• Simbisa to negotiate with suppliers on raw material prices
  • Revenue increased by 7%, rising to USD 157.4 million from USD 146.7 million
  • Plans to open ten new counters by June 2025, including six drive-throughs

Harare-Simbisa Brands Limited, the leading fast-food outlet listed on the Victoria Falls Stock Exchange, is set to enhance supply chain efficiencies and negotiate with suppliers on raw material prices as part of the measures to mitigate the financial impact of the newly introduced fast-food tax, effective January 1, 2025.

In his 2025 national budget, Minister of Finance Economic Development and Investment Promotion Professor  Mtuli Ncube introduced a 0.5% tax on all fast foods which he later reviewed to 1%  in his bid to widen the revenues nets.

‘’In the 2025 National Budget, Zimbabwe introduced a 1% tax on specific fast-food items, effective from 1 January 2025 and the Group is working on solutions to minimise the impact on menu prices whilst preserving margins.

‘’ These include enhancing supply chain efficiencies and engaging suppliers on raw material prices,’’ Chief Executive Officer Basil Dioniso said.

Meanwhile in terms of operations the group reported a 7% revenue increase, rising to USD 157.4 million from USD 146.7 million in the comparative period, with cash generated from operating activities up 39% to USD 29.3 million.

The Zimbabwean market saw a 4% year-on-year revenue growth, primarily driven by a 7% increase in customer count, however there was a 3% reduction in average spend due to the company's decision to lower prices in response to declining disposable incomes amid a tight liquidity policy.

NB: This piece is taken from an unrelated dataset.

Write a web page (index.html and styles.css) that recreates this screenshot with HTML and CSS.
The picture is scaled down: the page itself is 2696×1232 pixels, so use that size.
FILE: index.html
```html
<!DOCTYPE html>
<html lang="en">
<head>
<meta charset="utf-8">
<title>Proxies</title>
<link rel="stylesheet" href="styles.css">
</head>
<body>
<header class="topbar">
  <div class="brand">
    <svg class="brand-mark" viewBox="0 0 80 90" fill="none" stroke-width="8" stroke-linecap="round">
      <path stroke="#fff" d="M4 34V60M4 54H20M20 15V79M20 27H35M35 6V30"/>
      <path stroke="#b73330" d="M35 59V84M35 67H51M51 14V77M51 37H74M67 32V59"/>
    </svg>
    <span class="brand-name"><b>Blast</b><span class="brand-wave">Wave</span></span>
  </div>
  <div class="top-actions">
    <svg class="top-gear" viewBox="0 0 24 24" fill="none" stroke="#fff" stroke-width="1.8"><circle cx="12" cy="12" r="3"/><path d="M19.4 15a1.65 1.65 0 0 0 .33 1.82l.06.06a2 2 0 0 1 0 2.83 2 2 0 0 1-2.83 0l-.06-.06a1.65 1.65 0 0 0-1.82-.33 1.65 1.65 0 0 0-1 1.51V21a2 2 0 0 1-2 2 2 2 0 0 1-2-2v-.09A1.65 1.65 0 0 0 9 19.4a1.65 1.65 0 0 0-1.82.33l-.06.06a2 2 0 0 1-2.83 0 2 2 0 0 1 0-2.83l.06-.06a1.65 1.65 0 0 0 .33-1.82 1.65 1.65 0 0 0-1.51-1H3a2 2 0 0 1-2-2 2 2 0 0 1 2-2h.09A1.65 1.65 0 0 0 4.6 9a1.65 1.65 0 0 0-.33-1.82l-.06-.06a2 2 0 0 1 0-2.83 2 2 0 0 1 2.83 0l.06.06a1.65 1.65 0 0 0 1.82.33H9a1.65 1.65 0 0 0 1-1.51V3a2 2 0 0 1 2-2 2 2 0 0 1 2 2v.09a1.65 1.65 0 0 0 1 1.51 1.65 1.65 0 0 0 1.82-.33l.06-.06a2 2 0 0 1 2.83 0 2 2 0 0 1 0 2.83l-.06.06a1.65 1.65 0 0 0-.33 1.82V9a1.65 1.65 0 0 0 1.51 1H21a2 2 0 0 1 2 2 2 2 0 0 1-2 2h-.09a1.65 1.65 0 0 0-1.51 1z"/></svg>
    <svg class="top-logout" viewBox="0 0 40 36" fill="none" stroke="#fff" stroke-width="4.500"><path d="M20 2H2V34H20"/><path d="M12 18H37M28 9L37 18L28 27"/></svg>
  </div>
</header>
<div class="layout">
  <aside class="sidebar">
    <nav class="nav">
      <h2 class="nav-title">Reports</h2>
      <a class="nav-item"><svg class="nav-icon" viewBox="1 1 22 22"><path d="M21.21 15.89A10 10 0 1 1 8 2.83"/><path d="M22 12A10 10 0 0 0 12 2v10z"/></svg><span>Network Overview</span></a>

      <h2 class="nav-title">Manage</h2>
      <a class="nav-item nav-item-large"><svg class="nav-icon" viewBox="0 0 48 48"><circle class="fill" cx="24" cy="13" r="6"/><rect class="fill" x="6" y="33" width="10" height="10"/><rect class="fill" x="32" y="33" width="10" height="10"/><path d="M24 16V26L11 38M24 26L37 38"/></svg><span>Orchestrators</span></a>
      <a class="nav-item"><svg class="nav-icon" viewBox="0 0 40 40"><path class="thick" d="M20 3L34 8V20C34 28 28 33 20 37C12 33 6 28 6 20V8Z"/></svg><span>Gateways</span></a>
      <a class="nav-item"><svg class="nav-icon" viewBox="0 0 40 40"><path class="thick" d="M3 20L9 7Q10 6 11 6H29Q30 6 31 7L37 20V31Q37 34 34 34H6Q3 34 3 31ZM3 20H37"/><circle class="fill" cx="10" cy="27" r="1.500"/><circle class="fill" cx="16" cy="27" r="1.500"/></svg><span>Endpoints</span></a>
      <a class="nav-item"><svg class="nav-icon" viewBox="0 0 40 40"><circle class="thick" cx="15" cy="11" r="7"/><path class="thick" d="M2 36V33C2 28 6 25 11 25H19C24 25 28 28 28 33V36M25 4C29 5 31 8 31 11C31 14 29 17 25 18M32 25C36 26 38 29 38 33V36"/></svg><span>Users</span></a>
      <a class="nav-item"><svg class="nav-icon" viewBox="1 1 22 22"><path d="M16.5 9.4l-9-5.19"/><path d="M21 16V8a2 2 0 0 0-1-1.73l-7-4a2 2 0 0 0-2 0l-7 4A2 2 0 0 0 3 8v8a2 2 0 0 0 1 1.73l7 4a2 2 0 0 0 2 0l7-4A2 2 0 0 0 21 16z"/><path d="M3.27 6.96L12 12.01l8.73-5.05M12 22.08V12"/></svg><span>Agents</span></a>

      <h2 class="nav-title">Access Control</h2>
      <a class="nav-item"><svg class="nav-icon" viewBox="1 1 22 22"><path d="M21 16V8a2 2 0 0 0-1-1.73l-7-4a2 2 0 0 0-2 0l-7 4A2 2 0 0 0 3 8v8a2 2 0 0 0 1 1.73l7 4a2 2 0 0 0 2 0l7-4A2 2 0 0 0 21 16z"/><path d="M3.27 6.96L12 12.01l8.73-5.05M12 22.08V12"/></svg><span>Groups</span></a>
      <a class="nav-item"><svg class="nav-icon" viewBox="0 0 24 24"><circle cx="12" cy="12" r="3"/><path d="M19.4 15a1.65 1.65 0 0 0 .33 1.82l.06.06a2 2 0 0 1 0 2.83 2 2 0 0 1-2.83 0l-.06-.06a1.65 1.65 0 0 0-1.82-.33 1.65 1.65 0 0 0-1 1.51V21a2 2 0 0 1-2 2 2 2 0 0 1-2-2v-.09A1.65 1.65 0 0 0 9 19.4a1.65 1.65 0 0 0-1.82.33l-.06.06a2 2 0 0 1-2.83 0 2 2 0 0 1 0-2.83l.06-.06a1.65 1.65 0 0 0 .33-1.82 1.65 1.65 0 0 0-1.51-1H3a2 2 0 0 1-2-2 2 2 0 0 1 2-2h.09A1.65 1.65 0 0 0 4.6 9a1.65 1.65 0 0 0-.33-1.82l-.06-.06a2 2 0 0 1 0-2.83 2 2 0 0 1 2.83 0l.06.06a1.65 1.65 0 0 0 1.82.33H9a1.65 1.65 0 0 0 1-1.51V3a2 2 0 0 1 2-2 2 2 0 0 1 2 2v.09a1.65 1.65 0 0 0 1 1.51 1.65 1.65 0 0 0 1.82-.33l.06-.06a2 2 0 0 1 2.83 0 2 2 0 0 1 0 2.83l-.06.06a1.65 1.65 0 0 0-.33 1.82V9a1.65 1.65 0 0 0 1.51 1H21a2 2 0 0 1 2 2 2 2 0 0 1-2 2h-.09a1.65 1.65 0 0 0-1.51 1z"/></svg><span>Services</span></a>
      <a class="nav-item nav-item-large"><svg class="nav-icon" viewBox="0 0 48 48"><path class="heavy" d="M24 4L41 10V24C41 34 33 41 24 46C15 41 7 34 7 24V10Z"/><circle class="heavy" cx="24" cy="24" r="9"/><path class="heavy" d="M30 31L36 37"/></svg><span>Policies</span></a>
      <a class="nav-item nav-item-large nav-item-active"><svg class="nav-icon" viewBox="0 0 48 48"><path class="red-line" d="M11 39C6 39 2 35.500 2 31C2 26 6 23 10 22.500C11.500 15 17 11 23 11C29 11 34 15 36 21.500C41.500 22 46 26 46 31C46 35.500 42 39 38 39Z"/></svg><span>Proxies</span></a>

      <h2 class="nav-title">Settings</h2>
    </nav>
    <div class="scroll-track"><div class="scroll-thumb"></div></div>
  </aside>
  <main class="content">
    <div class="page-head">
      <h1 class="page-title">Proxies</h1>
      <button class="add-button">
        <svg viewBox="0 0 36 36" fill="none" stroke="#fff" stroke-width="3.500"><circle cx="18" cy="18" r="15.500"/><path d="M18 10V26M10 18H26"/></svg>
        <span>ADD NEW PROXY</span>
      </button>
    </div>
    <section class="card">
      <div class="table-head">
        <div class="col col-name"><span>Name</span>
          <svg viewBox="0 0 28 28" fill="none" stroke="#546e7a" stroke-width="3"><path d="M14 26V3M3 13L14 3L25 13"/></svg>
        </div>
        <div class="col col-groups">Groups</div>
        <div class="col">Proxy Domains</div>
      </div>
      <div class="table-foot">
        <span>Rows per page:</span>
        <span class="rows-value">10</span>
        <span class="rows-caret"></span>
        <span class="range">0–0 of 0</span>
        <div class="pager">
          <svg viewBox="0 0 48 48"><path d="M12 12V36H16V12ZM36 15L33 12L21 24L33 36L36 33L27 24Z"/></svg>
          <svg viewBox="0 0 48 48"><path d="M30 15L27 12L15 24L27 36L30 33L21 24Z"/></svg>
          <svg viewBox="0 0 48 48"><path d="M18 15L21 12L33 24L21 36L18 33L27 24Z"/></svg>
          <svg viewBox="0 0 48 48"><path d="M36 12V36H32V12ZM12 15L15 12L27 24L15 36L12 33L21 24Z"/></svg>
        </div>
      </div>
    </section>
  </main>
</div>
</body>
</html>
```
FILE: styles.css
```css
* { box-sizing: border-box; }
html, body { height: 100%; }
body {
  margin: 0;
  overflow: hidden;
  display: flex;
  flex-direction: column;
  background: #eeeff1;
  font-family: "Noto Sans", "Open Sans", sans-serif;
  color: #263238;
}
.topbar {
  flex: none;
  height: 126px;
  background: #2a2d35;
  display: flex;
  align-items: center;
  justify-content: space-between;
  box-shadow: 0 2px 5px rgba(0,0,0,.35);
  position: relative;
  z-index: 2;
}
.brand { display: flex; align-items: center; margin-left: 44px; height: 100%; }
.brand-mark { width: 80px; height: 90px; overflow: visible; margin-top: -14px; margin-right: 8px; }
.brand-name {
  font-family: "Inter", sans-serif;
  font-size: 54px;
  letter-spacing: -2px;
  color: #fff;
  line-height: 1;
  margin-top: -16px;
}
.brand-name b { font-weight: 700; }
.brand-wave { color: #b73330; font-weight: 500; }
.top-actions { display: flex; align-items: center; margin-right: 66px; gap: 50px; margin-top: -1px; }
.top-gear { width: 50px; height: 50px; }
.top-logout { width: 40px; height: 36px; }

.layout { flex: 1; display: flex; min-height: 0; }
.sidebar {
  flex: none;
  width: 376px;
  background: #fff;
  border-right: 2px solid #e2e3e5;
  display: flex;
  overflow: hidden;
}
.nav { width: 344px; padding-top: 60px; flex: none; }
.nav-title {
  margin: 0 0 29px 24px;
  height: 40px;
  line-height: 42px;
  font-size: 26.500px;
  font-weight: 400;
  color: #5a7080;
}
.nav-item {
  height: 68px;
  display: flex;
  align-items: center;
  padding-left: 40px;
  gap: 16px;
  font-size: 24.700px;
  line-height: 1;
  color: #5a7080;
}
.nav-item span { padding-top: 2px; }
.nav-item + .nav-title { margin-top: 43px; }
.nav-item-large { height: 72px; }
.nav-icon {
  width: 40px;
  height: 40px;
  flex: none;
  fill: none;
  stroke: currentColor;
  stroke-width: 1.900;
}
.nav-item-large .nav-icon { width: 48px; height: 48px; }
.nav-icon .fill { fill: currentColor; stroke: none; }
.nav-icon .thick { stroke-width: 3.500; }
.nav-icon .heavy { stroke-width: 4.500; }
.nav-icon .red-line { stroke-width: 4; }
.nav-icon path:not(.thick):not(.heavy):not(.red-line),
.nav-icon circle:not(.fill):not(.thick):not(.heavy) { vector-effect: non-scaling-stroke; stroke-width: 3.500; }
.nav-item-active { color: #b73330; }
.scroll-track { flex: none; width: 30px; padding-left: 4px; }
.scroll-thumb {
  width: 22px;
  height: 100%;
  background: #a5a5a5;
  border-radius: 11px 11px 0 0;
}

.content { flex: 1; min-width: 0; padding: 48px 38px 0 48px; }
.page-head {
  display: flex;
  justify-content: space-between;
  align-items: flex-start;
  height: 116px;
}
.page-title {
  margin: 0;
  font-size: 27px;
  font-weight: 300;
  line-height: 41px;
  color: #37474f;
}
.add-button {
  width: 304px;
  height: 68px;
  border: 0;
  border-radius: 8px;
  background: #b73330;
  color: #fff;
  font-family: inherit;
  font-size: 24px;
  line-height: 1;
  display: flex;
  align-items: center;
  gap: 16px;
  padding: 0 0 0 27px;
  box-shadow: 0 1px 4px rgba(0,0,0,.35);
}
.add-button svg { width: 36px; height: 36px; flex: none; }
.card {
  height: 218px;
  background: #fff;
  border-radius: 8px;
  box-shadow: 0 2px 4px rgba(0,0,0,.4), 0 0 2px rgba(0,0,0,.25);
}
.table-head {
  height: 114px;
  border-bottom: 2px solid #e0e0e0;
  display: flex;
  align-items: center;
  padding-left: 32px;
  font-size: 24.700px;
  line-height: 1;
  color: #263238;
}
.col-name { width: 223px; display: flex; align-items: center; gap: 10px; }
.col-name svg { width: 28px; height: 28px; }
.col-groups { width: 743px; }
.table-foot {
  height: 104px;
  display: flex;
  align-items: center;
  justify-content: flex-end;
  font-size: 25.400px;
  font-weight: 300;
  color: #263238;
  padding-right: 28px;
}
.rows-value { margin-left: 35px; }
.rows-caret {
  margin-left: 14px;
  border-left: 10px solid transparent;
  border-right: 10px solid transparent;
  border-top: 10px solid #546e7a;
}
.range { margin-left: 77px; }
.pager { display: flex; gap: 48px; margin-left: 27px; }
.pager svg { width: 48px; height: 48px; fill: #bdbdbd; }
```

In regional operations, Kenya achieved a 16% revenue growth in USD, fuelled by a 26% increase in real average spend, despite an 8% decline in customer count.

Four new counters were added, bringing the total to 255.

The Group closed with a total of 732 counters as at 31 December 2024, of which 611 are company-operated stores.

Meanwhile, Eswatini experienced a 2% year-on-year revenue decline in USD, with a 10% drop in customer count, partially offset by a 9% increase in real average spend, although profit margins remained stable.

Going foward, the company plans to open 10 new stores before June 2025, 6 of which will be drive-throughs, and has earmarked 12 locations for refurbishment by the end of fiscal year 2025 to significantly boost its delivery segment.

Currently, the company is exploring 64 potential new sites for expansion over the next 18 months, including 56 in Zimbabwe, six in Kenya, and two in Eswatini.

Simbisa has added 60 outlets to its refurbishment program, focusing on its more mature store network in Zimbabwe.

To optimize delivery efficiency, Simbisa is leveraging technology, pursuing exclusive delivery agreements, and implementing targeted marketing strategies to meet increasing demand for delivery services.